[Your instructions] Tell how many lines include the string "React". Answer with a single number.

[Stored data]
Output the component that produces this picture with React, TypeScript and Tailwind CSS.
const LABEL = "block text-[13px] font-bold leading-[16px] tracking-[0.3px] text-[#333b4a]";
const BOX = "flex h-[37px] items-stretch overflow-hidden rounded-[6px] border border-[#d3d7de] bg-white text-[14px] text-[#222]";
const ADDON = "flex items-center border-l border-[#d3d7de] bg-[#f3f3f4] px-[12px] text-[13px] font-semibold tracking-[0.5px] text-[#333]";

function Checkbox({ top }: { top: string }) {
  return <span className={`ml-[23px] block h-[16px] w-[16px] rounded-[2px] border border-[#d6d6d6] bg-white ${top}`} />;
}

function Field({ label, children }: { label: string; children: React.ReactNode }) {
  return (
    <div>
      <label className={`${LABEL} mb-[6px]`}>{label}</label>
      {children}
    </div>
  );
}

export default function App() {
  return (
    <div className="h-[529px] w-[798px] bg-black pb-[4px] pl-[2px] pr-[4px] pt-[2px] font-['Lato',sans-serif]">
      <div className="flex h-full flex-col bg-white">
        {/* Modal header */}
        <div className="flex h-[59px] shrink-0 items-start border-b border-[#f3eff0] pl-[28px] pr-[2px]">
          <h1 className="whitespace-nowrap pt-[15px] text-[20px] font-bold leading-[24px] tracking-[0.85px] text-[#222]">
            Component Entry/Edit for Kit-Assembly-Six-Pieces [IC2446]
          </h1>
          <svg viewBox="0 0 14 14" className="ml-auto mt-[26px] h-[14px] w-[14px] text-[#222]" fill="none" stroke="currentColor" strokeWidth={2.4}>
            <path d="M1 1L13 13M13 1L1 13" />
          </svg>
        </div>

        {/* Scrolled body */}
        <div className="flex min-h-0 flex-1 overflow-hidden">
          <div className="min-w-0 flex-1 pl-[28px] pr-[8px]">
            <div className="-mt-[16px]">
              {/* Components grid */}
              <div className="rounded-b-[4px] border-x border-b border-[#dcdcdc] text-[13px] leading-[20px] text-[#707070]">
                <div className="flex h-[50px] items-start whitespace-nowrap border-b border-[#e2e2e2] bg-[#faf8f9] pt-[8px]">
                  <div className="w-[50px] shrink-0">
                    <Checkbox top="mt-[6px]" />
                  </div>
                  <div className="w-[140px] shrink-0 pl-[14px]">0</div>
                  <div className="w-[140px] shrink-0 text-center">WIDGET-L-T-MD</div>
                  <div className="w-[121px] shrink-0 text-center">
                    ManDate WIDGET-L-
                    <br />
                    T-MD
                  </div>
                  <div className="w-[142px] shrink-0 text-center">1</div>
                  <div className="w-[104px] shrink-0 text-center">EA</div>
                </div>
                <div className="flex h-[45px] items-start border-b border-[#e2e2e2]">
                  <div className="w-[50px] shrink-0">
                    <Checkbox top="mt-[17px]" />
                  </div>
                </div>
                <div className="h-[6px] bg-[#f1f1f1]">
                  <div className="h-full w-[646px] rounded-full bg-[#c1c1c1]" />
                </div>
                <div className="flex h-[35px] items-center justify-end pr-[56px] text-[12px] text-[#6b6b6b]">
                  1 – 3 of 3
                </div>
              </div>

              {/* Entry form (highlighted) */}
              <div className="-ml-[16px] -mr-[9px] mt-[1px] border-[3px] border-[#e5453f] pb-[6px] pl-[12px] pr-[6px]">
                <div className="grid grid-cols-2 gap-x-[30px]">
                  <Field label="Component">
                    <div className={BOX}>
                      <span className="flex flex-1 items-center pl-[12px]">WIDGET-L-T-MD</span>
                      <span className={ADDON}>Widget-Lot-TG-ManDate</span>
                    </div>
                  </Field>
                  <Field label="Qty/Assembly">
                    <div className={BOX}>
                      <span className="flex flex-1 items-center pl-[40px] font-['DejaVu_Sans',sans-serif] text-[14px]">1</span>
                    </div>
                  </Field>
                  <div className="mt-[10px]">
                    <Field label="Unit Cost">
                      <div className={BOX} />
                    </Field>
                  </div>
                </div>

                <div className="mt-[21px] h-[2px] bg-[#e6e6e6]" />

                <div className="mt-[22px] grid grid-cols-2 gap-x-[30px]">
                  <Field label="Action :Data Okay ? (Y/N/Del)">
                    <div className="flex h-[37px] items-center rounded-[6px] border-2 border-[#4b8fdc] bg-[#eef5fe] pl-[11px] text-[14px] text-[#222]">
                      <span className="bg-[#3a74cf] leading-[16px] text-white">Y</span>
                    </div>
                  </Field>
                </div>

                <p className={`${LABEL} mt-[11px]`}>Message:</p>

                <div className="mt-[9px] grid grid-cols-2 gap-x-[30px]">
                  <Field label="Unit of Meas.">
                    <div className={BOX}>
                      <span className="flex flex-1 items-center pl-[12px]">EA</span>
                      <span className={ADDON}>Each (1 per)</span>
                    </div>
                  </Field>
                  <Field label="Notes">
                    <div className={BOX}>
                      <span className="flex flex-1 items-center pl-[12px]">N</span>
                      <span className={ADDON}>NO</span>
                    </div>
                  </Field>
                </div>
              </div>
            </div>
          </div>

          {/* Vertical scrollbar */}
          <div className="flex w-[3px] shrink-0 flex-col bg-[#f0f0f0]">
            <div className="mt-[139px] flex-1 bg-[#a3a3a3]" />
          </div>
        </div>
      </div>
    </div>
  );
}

[Response] 2